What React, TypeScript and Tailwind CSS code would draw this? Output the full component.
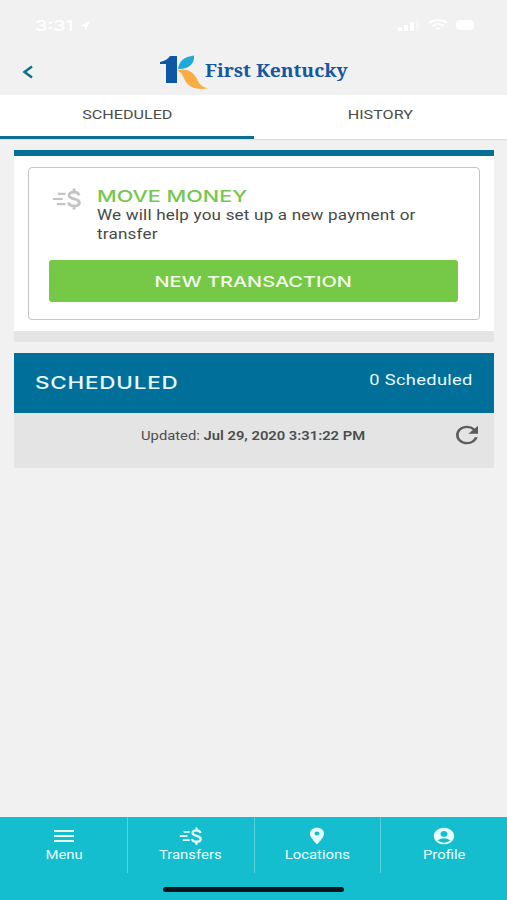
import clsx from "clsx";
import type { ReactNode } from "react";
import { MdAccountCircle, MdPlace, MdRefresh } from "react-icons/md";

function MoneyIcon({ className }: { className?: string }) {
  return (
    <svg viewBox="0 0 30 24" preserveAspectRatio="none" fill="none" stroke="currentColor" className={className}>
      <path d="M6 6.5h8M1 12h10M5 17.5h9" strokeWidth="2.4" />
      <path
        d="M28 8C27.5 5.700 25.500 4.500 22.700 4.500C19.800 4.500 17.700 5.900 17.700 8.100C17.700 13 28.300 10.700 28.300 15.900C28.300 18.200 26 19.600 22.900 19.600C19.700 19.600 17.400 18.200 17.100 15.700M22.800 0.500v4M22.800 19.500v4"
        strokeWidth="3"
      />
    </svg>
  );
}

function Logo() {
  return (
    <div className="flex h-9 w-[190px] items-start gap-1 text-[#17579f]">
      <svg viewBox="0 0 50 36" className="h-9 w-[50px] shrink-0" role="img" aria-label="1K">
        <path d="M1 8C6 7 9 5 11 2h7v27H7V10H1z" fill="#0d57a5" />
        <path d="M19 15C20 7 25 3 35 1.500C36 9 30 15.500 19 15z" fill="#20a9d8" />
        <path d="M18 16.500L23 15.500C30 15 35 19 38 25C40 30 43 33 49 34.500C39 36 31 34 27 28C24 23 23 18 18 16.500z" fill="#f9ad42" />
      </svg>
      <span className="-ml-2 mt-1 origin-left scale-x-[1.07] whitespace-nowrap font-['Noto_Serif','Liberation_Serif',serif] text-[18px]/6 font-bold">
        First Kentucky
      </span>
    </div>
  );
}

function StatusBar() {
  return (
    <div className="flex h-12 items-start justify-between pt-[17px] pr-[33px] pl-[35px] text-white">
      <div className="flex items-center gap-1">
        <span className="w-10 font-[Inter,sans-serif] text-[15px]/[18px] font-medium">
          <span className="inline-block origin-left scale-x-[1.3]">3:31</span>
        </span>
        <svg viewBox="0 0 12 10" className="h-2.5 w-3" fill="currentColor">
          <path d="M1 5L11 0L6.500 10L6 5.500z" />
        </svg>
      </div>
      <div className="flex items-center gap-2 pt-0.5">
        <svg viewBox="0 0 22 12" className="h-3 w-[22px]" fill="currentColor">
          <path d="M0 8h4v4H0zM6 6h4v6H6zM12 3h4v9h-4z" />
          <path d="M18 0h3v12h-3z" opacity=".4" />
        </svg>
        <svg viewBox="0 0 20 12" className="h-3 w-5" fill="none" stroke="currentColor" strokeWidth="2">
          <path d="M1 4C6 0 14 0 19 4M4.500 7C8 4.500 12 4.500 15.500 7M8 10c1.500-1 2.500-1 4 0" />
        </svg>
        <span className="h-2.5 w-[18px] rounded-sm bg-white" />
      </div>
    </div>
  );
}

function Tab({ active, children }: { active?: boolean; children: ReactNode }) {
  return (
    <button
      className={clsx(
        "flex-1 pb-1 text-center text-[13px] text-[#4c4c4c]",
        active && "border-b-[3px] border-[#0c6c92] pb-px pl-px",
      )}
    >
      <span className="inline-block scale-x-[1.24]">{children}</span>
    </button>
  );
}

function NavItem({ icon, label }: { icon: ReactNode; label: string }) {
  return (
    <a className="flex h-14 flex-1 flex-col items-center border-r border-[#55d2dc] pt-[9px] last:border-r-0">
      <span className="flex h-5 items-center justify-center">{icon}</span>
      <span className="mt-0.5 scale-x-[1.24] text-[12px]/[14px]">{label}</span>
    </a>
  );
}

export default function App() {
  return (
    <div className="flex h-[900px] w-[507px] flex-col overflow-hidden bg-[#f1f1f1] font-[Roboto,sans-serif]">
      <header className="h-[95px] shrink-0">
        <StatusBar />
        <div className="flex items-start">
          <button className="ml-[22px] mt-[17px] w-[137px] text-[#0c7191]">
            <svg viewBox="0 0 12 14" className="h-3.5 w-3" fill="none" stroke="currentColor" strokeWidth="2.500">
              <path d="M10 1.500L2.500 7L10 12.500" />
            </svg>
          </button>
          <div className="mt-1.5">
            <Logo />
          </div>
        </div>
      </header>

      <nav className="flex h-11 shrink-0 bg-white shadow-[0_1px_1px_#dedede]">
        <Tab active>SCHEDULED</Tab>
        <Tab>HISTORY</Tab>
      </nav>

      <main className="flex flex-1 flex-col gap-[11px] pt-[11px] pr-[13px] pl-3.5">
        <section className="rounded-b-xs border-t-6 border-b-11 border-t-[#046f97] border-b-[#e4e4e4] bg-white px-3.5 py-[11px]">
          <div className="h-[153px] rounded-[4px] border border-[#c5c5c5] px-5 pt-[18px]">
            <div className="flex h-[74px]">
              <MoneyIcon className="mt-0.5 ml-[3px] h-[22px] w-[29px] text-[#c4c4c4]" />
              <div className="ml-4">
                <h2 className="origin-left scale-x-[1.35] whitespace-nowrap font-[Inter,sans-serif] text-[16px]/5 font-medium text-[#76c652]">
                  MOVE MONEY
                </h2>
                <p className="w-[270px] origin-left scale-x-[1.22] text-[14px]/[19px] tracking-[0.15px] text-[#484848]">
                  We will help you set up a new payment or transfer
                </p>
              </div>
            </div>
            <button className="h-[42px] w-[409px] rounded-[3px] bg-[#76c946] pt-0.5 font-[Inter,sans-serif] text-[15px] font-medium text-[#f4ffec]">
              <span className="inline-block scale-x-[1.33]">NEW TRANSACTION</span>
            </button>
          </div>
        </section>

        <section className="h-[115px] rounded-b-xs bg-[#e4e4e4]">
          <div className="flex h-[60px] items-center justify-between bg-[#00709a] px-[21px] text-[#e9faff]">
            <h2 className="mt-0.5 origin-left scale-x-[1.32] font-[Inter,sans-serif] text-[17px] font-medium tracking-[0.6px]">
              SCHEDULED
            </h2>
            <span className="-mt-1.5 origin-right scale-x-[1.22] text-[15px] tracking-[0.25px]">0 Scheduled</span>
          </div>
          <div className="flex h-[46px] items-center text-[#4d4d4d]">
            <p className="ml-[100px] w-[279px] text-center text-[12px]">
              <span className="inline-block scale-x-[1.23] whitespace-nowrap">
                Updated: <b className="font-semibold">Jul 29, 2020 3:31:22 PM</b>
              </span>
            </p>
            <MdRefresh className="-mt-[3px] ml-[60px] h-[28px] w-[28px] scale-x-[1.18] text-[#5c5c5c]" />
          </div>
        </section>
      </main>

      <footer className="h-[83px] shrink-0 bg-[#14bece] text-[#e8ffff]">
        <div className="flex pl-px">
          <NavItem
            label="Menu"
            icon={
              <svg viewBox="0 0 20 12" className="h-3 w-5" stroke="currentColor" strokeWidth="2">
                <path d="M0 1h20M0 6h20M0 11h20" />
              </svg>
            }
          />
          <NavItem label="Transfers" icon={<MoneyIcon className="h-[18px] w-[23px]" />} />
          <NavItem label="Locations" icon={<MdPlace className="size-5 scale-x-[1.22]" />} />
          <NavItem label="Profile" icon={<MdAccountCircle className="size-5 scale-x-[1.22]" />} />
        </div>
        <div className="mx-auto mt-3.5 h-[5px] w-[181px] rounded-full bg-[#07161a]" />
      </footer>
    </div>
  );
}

==

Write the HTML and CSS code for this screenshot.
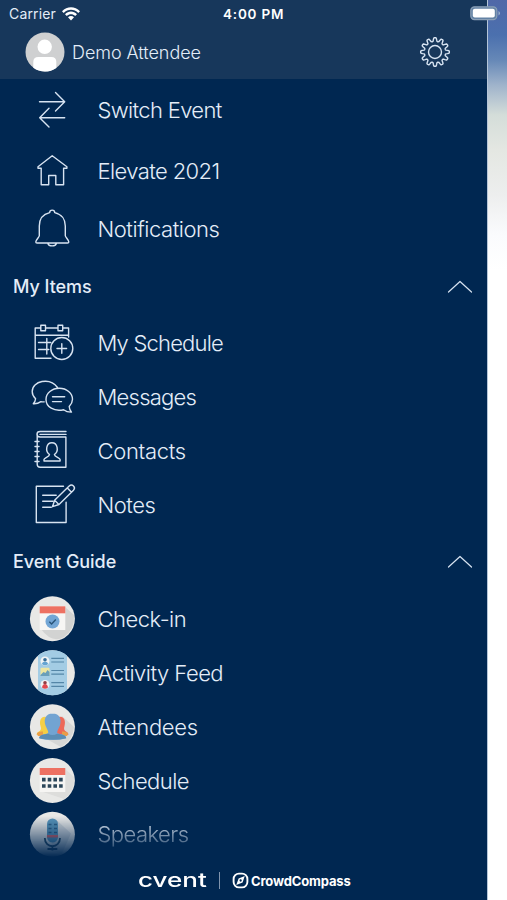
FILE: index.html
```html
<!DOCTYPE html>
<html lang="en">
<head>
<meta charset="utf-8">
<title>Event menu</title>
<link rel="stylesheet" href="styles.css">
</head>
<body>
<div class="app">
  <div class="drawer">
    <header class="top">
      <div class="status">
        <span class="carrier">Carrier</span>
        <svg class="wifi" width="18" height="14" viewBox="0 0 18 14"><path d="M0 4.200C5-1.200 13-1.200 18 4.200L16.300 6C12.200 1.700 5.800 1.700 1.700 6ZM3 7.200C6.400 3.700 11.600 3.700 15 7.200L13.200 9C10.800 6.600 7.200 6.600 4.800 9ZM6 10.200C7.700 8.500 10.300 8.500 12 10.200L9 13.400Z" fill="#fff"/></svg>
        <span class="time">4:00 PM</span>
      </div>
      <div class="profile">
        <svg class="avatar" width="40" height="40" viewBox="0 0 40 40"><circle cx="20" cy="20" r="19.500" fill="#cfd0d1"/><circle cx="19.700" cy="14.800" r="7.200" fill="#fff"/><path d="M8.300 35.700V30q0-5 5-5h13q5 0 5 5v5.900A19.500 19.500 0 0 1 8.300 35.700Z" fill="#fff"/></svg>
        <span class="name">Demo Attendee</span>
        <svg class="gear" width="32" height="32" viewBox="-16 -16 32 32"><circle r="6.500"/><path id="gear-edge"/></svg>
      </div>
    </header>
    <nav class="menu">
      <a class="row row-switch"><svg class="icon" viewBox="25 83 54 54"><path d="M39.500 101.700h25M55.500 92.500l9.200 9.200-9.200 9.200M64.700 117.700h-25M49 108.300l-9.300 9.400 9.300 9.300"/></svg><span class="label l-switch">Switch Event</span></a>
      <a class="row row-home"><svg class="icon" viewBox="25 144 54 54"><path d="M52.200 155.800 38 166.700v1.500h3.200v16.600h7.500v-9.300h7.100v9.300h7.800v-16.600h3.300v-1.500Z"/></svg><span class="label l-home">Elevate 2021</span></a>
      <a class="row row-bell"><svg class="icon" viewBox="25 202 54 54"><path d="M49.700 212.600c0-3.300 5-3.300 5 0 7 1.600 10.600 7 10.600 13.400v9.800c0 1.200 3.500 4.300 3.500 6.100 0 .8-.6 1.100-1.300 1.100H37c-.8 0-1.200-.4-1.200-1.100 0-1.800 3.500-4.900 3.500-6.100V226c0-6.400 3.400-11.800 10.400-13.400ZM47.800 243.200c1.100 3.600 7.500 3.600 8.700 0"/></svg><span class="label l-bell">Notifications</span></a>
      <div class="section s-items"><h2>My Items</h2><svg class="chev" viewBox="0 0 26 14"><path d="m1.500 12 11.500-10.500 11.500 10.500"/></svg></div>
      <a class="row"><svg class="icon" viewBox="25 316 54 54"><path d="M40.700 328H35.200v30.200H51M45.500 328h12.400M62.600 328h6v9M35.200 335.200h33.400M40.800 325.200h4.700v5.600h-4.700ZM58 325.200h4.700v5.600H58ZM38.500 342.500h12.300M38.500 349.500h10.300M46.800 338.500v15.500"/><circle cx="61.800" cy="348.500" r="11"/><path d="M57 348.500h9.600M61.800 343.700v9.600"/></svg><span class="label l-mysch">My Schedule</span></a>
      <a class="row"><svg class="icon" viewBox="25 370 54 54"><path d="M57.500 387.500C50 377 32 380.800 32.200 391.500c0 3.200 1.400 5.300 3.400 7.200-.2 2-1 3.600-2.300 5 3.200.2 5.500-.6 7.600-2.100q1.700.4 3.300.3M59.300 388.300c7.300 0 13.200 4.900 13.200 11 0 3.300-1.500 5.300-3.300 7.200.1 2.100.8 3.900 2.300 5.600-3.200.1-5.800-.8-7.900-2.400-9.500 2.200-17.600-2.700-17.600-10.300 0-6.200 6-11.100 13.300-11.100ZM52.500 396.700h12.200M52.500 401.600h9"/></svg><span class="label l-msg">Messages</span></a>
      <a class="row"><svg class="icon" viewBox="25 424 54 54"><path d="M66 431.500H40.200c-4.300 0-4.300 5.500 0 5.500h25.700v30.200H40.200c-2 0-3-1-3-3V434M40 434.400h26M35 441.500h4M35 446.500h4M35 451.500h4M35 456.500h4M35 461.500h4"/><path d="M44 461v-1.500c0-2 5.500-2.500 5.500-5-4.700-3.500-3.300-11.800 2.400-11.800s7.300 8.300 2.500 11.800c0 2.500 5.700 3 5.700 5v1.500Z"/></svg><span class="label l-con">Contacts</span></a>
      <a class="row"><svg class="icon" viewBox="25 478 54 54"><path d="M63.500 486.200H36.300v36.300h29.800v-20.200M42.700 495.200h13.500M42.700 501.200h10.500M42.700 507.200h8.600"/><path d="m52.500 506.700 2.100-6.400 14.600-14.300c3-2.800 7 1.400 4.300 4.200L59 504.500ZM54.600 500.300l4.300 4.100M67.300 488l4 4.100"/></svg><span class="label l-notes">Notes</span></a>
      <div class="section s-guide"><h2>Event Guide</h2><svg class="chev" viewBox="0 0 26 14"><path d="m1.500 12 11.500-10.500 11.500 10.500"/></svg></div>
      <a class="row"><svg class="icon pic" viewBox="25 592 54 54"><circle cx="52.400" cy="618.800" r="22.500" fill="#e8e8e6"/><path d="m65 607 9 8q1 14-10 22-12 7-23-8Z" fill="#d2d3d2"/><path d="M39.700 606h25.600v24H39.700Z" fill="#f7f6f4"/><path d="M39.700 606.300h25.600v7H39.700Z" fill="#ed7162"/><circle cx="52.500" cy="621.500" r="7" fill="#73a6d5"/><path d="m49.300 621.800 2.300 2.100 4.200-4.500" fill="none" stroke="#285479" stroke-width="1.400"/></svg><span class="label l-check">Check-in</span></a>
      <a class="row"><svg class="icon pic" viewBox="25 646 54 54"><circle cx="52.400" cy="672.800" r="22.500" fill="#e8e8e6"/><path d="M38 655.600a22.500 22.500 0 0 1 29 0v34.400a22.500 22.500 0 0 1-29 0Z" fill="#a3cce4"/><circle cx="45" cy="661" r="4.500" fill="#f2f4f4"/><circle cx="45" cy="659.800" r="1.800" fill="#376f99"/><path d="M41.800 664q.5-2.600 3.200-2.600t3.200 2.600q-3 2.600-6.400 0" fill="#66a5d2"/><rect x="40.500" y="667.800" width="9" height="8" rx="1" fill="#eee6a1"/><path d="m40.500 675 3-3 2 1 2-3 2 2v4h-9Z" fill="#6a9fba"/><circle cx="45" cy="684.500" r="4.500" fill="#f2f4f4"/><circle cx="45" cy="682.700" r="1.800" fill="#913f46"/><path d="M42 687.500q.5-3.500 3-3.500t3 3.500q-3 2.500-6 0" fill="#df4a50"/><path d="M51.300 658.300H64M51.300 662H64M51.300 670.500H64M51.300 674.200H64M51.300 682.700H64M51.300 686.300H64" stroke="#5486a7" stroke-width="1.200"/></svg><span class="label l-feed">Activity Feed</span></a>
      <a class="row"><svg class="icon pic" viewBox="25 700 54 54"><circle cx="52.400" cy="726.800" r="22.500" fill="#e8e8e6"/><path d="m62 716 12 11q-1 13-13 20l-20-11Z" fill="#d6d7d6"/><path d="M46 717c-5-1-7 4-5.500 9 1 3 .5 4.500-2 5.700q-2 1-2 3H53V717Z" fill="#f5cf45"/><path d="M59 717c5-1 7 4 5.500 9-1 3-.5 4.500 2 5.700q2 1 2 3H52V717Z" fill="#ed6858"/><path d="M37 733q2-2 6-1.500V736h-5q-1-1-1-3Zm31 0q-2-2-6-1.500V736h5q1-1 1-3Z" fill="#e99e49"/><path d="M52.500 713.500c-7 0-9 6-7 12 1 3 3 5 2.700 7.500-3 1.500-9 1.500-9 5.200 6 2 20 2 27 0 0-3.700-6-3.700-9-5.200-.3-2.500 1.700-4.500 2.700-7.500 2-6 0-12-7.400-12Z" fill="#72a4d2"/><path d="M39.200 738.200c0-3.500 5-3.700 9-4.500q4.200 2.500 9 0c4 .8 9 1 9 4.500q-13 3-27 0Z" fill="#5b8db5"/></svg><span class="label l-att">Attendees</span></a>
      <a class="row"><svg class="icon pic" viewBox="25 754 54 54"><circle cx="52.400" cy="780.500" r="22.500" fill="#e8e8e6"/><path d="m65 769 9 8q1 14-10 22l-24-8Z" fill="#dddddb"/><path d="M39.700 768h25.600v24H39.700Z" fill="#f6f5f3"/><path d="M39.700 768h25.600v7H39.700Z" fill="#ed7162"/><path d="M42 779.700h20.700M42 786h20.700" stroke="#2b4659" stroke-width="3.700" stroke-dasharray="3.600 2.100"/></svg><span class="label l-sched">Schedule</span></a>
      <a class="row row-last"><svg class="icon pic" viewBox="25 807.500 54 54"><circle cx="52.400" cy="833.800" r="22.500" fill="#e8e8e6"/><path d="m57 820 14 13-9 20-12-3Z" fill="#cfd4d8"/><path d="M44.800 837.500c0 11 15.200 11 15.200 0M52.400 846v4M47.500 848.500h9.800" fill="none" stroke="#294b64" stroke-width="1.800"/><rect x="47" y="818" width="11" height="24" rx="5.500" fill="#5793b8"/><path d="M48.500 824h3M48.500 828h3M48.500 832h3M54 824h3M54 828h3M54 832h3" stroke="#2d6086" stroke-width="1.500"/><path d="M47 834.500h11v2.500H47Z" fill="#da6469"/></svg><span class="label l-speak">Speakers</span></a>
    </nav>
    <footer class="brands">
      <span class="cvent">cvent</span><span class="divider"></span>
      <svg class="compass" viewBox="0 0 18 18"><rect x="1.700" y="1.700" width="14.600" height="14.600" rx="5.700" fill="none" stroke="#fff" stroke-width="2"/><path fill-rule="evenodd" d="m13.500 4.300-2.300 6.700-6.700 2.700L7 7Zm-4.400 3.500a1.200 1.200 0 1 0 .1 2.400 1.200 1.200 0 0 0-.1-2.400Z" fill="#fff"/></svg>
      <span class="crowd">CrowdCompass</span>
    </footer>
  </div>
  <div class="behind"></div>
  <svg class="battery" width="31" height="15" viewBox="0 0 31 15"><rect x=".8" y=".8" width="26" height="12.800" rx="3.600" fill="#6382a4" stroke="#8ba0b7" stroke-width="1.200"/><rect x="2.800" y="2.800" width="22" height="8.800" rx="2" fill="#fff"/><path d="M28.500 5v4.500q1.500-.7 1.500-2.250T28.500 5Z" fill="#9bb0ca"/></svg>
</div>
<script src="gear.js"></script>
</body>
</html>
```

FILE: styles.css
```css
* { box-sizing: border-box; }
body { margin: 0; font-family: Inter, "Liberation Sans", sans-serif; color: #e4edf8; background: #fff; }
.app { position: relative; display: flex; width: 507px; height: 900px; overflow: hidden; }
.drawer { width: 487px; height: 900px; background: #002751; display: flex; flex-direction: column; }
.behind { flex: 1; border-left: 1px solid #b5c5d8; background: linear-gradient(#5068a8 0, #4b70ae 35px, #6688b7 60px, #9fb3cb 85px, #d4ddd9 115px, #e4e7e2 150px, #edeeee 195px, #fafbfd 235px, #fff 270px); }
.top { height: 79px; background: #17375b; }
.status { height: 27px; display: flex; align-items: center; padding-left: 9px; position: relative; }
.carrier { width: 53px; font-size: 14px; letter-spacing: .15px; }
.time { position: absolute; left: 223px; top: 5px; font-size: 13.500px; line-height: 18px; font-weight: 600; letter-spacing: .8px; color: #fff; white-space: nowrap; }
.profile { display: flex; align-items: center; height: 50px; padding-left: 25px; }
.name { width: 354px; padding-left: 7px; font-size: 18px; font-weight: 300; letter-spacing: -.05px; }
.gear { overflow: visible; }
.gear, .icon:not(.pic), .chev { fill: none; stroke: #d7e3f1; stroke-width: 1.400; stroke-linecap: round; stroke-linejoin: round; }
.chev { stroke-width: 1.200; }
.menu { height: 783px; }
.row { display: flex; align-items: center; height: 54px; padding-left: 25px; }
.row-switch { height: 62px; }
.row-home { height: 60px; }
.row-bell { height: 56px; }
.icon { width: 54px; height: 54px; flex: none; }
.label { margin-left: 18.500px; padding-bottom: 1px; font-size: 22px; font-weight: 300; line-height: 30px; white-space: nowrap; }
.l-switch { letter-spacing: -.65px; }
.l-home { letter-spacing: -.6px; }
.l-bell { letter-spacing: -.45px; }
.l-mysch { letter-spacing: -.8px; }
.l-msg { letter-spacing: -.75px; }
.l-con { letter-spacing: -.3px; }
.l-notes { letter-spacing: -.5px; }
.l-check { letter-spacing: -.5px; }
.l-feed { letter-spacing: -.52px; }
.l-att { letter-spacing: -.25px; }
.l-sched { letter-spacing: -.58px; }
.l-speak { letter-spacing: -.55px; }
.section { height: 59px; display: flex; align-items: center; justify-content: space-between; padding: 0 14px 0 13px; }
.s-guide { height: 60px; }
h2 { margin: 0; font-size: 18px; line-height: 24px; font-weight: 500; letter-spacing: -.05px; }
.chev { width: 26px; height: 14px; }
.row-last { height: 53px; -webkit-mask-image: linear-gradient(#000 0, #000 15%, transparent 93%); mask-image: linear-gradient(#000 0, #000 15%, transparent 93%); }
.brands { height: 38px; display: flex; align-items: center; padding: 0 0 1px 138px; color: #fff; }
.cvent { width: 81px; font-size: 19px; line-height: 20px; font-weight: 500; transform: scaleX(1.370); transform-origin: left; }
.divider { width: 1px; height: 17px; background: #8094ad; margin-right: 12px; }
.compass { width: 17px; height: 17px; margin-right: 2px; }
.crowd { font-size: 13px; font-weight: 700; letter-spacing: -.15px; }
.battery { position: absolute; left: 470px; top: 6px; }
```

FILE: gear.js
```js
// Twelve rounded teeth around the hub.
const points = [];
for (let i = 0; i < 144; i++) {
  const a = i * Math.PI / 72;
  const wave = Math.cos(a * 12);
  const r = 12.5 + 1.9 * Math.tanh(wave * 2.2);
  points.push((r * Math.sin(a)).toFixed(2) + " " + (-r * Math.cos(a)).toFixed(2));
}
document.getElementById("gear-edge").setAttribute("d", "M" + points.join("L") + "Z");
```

## Prompt
For each line in the data above that contains the string "this", extract the line.

## Full answer
What React, TypeScript and Tailwind CSS code would draw this? Output the full component.
Write the HTML and CSS code for this screenshot.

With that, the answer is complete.